Approaching the limit on PV entries, consider increasing
either the vm.pmap.shpgperproc or the vm.pmap.pv_entry_max sysctl.
Thomas Hurst
tom.hurst at clara.net
Sat May 17 00:53:07 UTC 2008
* Evren Yurtesen (yurtesen at ispro.net) wrote:
> How do I see what process is sharing memory and how much memory?
Guessing is normally sufficient; typically it's processes with the same
name and similar size/res. On 7-STABLE you can use procstat -v to look
at the VM mappings for a process, but typically that'll be overkill.

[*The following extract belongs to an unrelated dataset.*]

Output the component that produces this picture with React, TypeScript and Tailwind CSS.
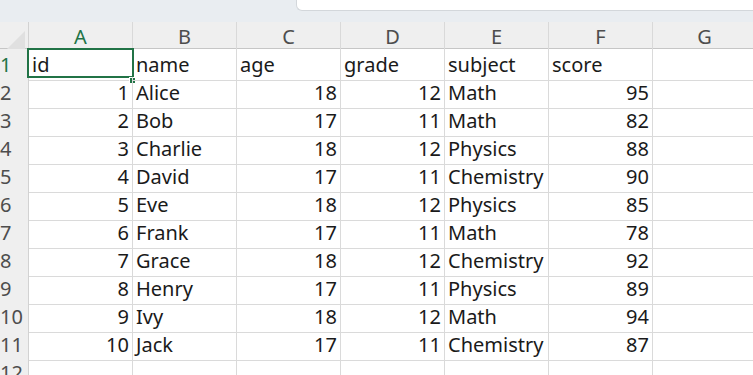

> There are a bunch of apache 2.2 processes working normally about 20-30
> processes. This box doesnt do much more than that...
>
> I just checked the machine and here is what it looks like:
> 2:32PM up 18 days, 5:40, 3 users, load averages: 0.41, 0.36, 0.27
>
> web:/root#ps ax |grep http
> 21429 ?? Ss 0:18.08 /usr/local/sbin/httpd
> 86473 ?? S 0:00.09 /usr/local/sbin/httpd
> 86659 ?? S 0:00.09 /usr/local/sbin/httpd
>
> Although I see now that for 2 days the PV entries error did not appear. I
> wonder if it is spooling up somehow...
They do look a bit small to be triggering it; assuming they're sharing
most of that, that's still only about 400k pv entries; 5MB or so (12
bytes per entry). The systems I've seen pv entries run out on run to a
couple of orders of magnitude more than that.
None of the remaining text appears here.